18 thoughts on “In Defense of Braxton (I.E. What I Think About Ergun Caner)”

  1. “I am more concerned about the behavior of Ergun’s detractors than Ergun himself.”

    This is where you fall off the wagon. J D Hall did issue a mea culpa very soon after realizing the kid was only 15. And since then has issued more mea culpas about how he should have contacted Caner and not engaged him at all.

    How many mea culpas has Caner issued? You can’t seriously think that because one guy talked to Braxton back and forth for a bit on twitter you can say that the behavior of “Caner’s critics” (all of them? Most of them? Some of them?) is now *worse* than that of Caner who lied for years and unrepentantly continues to do so, and now uses his son’s death as a political opportunity to smear his valid critics and brings friends along to do the same (look at Todd Starnes’s Facebook post,

    Seems like quite a few who have written about this in order to shame Ergun’s critics seem unaware that Hall immediately issued a mea culpa about his exchange with Braxton. And he’s just one guy. But, let’s just continue to ignore that inconvenient truth?

    What about all the bullying Ergun has done, the unapologetic slandering of his critics, the legal harassment of entire families of men who tried to call him to account and defend the truth of the gospel and separate that from Caner’s lies? What about that behavior?

    1. I took down my original reply because I realized that in publishing what JD Hall had originally written, I was unintentionally besmirching the memory of Braxton. Editing it so that it is not dependent on what Hall posted:

      Hi (is it Terrie?),

      I really do appreciate you taking the time to respond even though we probably won’t agree at the end of our dialogue.

      Although clearly JD Hall was within the scope of my post, my concerns about the behavior of some of Ergun’s critics weren’t specific to Hall’s interaction with Braxton (or even just Hall himself). I do not defend Ergun’s actions (quite the contrary), but no matter how bad they are it does not excuse un-Christlike behavior in return.

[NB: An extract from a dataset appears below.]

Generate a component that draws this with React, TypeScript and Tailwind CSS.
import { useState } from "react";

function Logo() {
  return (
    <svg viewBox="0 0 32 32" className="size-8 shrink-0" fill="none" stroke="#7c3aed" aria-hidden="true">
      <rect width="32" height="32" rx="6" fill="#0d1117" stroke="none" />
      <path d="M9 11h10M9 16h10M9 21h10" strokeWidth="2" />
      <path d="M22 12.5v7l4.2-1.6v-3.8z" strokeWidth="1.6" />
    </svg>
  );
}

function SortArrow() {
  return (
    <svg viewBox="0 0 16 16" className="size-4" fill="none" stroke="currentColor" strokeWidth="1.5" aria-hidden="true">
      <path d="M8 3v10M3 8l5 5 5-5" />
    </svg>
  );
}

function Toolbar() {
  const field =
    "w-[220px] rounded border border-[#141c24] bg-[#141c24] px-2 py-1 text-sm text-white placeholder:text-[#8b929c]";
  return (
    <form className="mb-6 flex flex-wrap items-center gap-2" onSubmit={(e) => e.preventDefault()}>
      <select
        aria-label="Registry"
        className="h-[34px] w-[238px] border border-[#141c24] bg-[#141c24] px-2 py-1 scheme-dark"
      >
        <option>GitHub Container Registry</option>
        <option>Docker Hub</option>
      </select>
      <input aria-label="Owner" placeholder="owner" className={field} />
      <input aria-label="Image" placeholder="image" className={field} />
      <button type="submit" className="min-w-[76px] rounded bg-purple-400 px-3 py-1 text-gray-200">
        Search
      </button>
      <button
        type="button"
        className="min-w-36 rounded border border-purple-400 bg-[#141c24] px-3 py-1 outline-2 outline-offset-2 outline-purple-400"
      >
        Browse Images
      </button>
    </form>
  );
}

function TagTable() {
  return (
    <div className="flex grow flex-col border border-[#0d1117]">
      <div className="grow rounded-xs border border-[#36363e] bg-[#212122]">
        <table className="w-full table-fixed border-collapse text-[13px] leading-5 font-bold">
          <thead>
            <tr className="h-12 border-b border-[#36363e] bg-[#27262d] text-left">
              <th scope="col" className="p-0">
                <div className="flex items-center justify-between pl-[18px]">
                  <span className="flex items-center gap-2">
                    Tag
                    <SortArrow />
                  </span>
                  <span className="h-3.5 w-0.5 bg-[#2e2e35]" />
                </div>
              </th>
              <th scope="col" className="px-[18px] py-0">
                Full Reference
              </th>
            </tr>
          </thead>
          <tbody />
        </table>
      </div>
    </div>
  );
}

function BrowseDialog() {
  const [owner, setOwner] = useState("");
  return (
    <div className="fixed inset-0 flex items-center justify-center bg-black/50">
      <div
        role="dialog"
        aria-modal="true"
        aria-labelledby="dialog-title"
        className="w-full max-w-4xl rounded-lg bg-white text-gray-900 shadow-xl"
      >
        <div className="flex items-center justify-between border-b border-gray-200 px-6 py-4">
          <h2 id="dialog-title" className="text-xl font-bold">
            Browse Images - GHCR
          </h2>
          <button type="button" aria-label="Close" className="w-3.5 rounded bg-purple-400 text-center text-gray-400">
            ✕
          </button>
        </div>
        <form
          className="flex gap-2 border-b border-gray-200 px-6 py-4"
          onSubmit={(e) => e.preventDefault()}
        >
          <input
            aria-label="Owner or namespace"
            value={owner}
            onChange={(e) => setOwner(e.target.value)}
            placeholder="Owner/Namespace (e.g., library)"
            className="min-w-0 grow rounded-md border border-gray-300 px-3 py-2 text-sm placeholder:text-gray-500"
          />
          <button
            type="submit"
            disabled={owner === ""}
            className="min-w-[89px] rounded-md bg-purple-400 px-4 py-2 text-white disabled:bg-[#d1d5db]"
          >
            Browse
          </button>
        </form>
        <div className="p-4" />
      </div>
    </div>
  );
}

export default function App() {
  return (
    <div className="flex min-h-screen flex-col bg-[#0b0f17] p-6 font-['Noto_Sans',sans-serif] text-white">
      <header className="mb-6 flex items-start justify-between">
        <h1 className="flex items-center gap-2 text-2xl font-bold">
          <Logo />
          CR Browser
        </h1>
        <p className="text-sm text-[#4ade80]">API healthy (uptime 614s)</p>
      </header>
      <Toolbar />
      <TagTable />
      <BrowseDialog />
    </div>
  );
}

      Thanks for the Facebook link. I had not seen it, and I do not think it is reasonable to connect Braxton’s suicide to what Hall and others of Ergun’s detractors did. Having said that, people who are in pain from the lost of a loved ones should be given a little grace. I remember just before someone shared the tragic news on Twitter he posted some things I considered equally unfair. But, having first seen the tweet about the suicide, and having personally ministered to a family whose teenage daughter was gone way too soon, I know how emotions can overcome even the best of us. Let’s see what happens once time has given a chance for some healing with family and friends.

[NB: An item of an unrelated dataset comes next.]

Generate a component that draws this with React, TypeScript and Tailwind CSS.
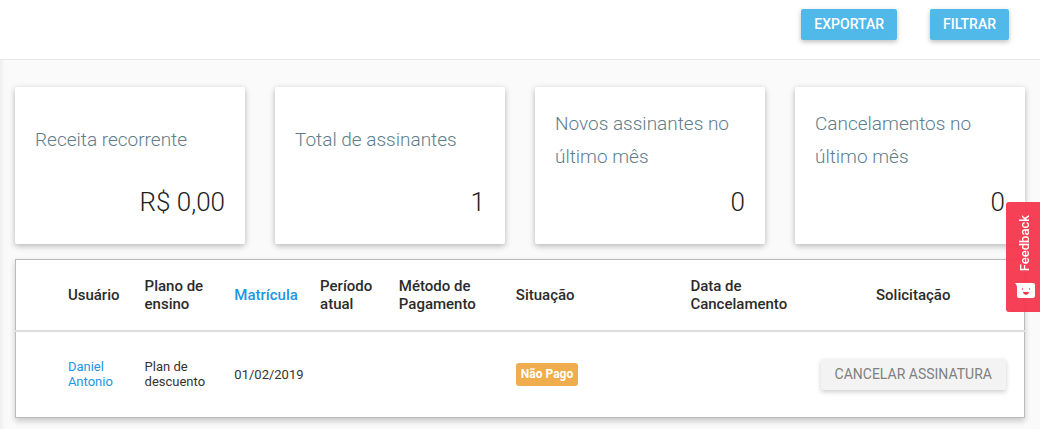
type Subscriber = {
  id: number;
  user: string;
  plan: string;
  enrolledAt: string;
  period: string;
  method: string;
  status: string;
  cancelledAt: string;
};

const stats = [
  { label: "Receita recorrente", value: "R$ 0,00" },
  { label: "Total de assinantes", value: "1" },
  { label: "Novos assinantes no último mês", value: "0" },
  { label: "Cancelamentos no último mês", value: "0" },
];

const subscribers: Subscriber[] = [
  { id: 1, user: "Daniel Antonio", plan: "Plan de descuento", enrolledAt: "01/02/2019", period: "", method: "", status: "Não Pago", cancelledAt: "" },
];

function ActionButton({ children }: { children: string }) {
  return (
    <button type="button" className="rounded-xs bg-[#51b9ea] px-[13px] py-[6px] text-sm leading-[19px] font-medium text-white uppercase shadow-[0_2px_5px_rgba(0,0,0,0.26)]">
      {children}
    </button>
  );
}

function StatCard({ label, value }: { label: string; value: string }) {
  return (
    <div className="flex flex-col rounded-xs bg-white px-5 pt-5 pb-[25px] shadow-[0_2px_6px_rgba(0,0,0,0.28)]">
      <div className="flex min-h-[64px] items-center">
        <h2 className="text-[19px] leading-[33px] font-light text-[#607d8b]">{label}</h2>
      </div>
      <div className="mt-auto pt-[13px] text-right text-[26px] leading-[33px] font-light text-[#212121]">{value}</div>
    </div>
  );
}

function SubscribersTable() {
  return (
    <table className="mt-[15px] w-full table-fixed border border-[#bbb] bg-white text-left shadow-[0_3px_6px_rgba(0,0,0,0.2)]">
      <colgroup>
        <col className="w-[4.4%]" />
        <col className="w-[7.6%]" />
        <col className="w-[8.9%]" />
        <col className="w-[8.5%]" />
        <col className="w-[7.8%]" />
        <col className="w-[11.6%]" />
        <col className="w-[17.3%]" />
        <col className="w-[11.9%]" />
        <col className="w-[22%]" />
      </colgroup>
      <thead>
        <tr className="h-[71px] border-b-2 border-[#ddd] text-[15px] leading-[18px] text-[#2b2b2b] [&>th]:px-2 [&>th]:font-medium">
          <td />
          <th scope="col">Usuário</th>
          <th scope="col">Plano de ensino</th>
          <th scope="col"><a href="#matricula" className="text-[#2196e3]">Matrícula</a></th>
          <th scope="col">Período atual</th>
          <th scope="col">Método de Pagamento</th>
          <th scope="col">Situação</th>
          <th scope="col">Data de Cancelamento</th>
          <th scope="col" className="text-center">Solicitação</th>
        </tr>
      </thead>
      <tbody>
        {subscribers.map((s) => (
          <tr key={s.id} className="h-[87px] text-[13px] leading-[15px] text-[#333] [&>td]:px-2">
            <td />
            <td><a href="#usuario" className="text-[#2196e3]">{s.user}</a></td>
            <td>{s.plan}</td>
            <td className="whitespace-nowrap">{s.enrolledAt}</td>
            <td>{s.period}</td>
            <td>{s.method}</td>
            <td>
              <span className="inline-block rounded-[3px] bg-[#f0ad4e] px-[5px] py-1 text-xs leading-[15px] font-bold text-white">{s.status}</span>
            </td>
            <td>{s.cancelledAt}</td>
            <td className="text-center">
              <button type="button" className="rounded-xs bg-[#f3f3f3] px-[14px] py-[6px] text-sm leading-[19px] whitespace-nowrap text-[#808080] uppercase shadow-[0_2px_5px_rgba(0,0,0,0.2)]">
                Cancelar assinatura
              </button>
            </td>
          </tr>
        ))}
      </tbody>
    </table>
  );
}

function FeedbackTab() {
  return (
    <button type="button" className="fixed top-[202px] right-0 flex w-[34px] flex-col items-center gap-3 rounded-l-[3px] bg-[#f4364c]/95 pt-[13px] pb-[14px] text-white">
      <span className="rotate-180 pr-1 text-[13px] leading-[18px] font-medium [writing-mode:vertical-rl]">Feedback</span>
      <svg viewBox="0 0 20 15" className="ml-1 h-[15px] w-5" aria-hidden="true">
        <path d="M0 0h18q2 0 2 2v11q0 2-2 2H4q-2 0-2-2V4Q2 2 0 0Z" fill="currentColor" />
        <circle cx="7.5" cy="6" r="0.7" fill="#f4364c" />
        <circle cx="14.5" cy="6" r="0.7" fill="#f4364c" />
        <path d="M7.8 9h6.4q-1 3-3.2 3T7.8 9Z" fill="#f4364c" />
      </svg>
    </button>
  );
}

export default function App() {
  return (
    <div className="min-h-screen bg-[#fafafa] font-[Roboto,sans-serif] shadow-[inset_4px_0_5px_-3px_rgba(0,0,0,0.08)]">
      <header className="flex justify-end gap-[33px] border-b border-[#e7e7e7] bg-white pt-[9px] pr-[31px] pb-[19px]">
        <ActionButton>Exportar</ActionButton>
        <ActionButton>Filtrar</ActionButton>
      </header>
      <main className="px-[15px] pt-[27px] pb-[11px]">
        <section className="grid grid-cols-4 gap-[30px]">
          {stats.map((s) => (
            <StatCard key={s.label} label={s.label} value={s.value} />
          ))}
        </section>
        <SubscribersTable />
      </main>
      <FeedbackTab />
    </div>
  );
}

      Thanks again for writing…I’m glad to have continued dialogue if you are interested.

      My best,


  2. Thank you for this. The last time I cast a stone, I was quickly reminded that I too have sinned and am likely to sin again and in pretty short order. Let’s give this man a break now. He has paid dearly. He has been openly and very publicly rebuked and criticized. Now, he has lost his son tragically and in part over this entire controversy. Anything else now is just piling on and is cruel and abusive. I would encourage everyone to give it rest. What else can he pay for his transgressions? His reputation, money, a court judgment, public scorn, his son? For those who felt they needed restitution or vindication by him for whatever, surely they should feel all paid up by now.

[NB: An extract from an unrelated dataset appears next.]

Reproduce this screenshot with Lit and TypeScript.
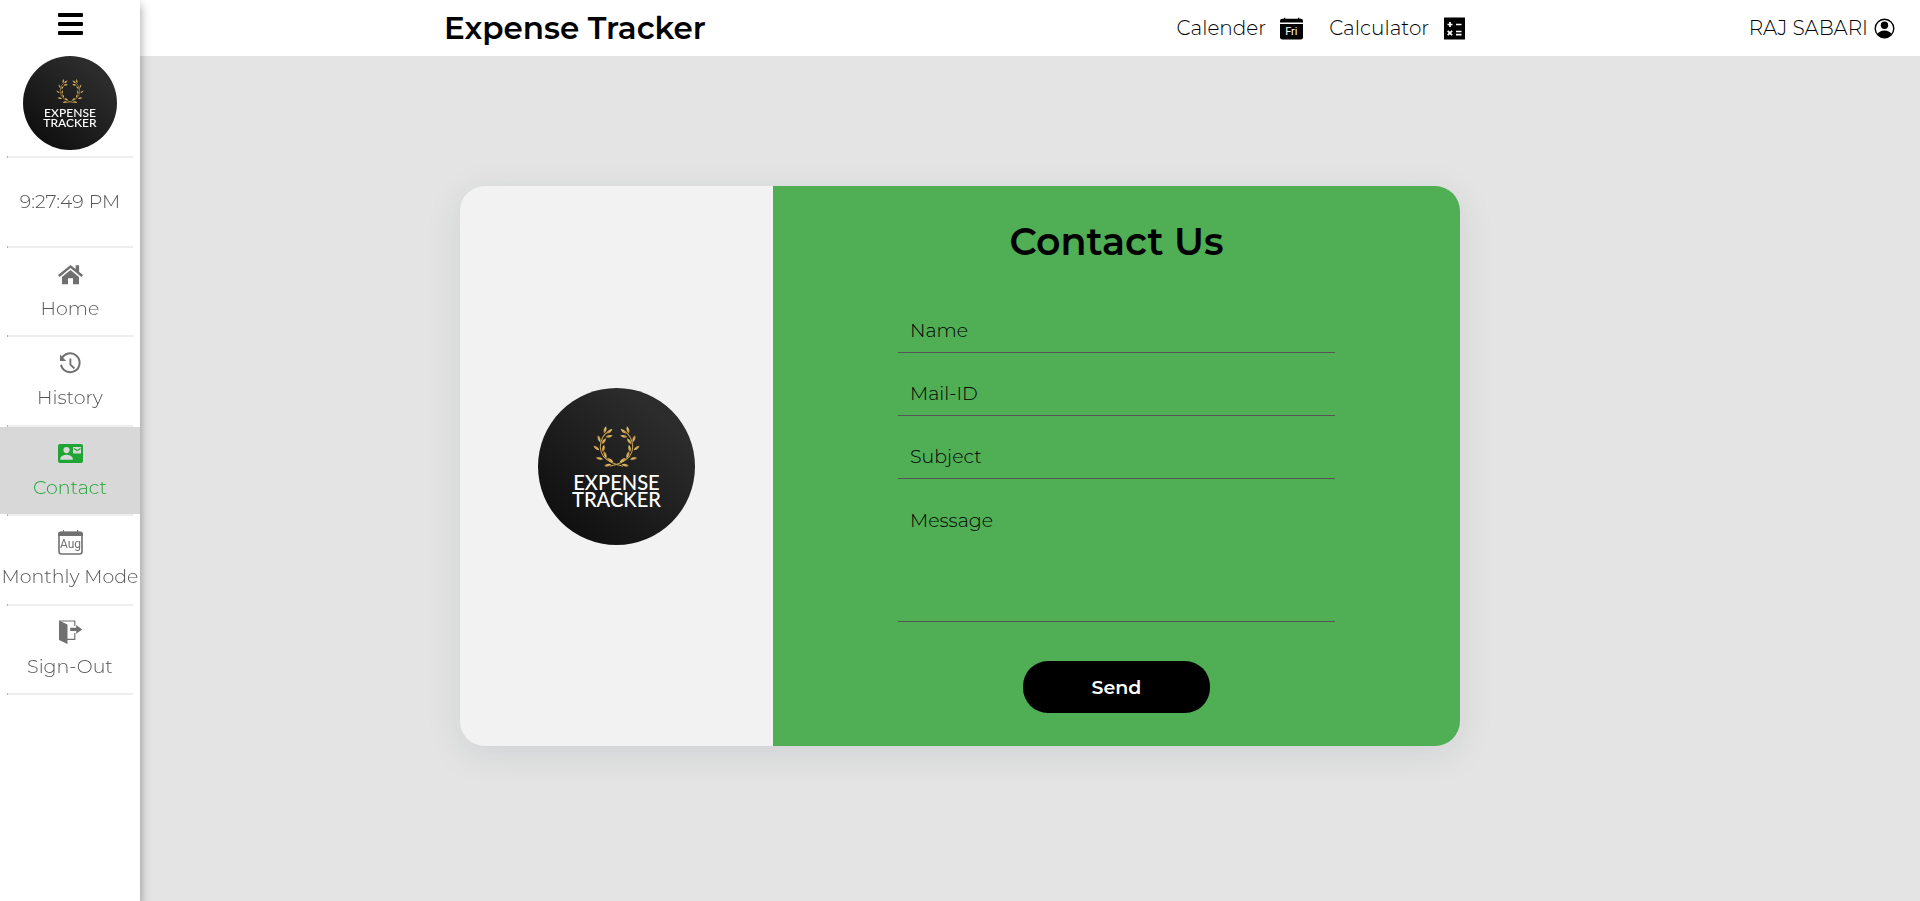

    1. He hasn’t given anyone a break. He’s enlisted others to slam his critics for him now. It’s shameless. So his critics are now damned if they do, damned if they don’t.

      1. But you would agree that, for at least some reasonable time as they mourn losing Braxton, people should give Ergun a break, wouldn’t you? Wouldn’t that be true if “he hasn’t given anyone a break”? We can only be responsible for our own behavior, not someone else’s…and, as our parents taught us, two wrongs don’t make a right.

        Additionally, as I mentioned in my response on the other article, when people are in extreme pain (which family and friends must be), they can allow their emotions overcome their judgment. Let’s wait a bit and see if that behavior continues.

        Until then, all the more reason to pray for Ergun and his defenders, no?

  3. Alan, the WISEST take on this situation i have read! THANK YOU! So refreshing in a day and time when the church is NOT at all the church. We shoot our wounded. Not you. Wisdom and intellectual honesty are rare.

  4. Why would you bring a 15 year old boy into this argument?????? Regardless of what you think of his father this should have NEVER happened!

    1. Agreed Jerry. Although he has pulled down his post, the guy who brought Braxton in was very defensive (rationalizing) when called on it. He did (sort of) apologize with an addendum later, but it wasn’t very convincing. I assume he removed the post when news of Braxton passing came out, but I don’t know for sure.

      1. Exactly- Mr. Hall’s first response, when challenged, was to ask why he couldn’t question Braxton’s twitter since it was public. Very gross lack of grace.

        1. Mr. Hall knows nothing about grace. He’s the type who likes shooting wounded people. He has moved on from the Caners and is attacking my pastor, Johnny Hunt, using social media to call him a liar and further stir the pot. He is disgraceful, more concerned with hurting those of the faith than saving lost souls. I wonder how many lost people are attracted to the grace and life-saving message of the Gospel by the likes of JD Hall.

  5. Thank you. Most will never understand the impact of someone else affirming that they’re not crazy. I have struggled recently with how to convey that. When Geisler says you are wrong and your former seminary president says you are wrong; some days it is really hard to believe that you are right. It is vindicating for someone to say that Ergun lied. Again thank you for the prayer and support.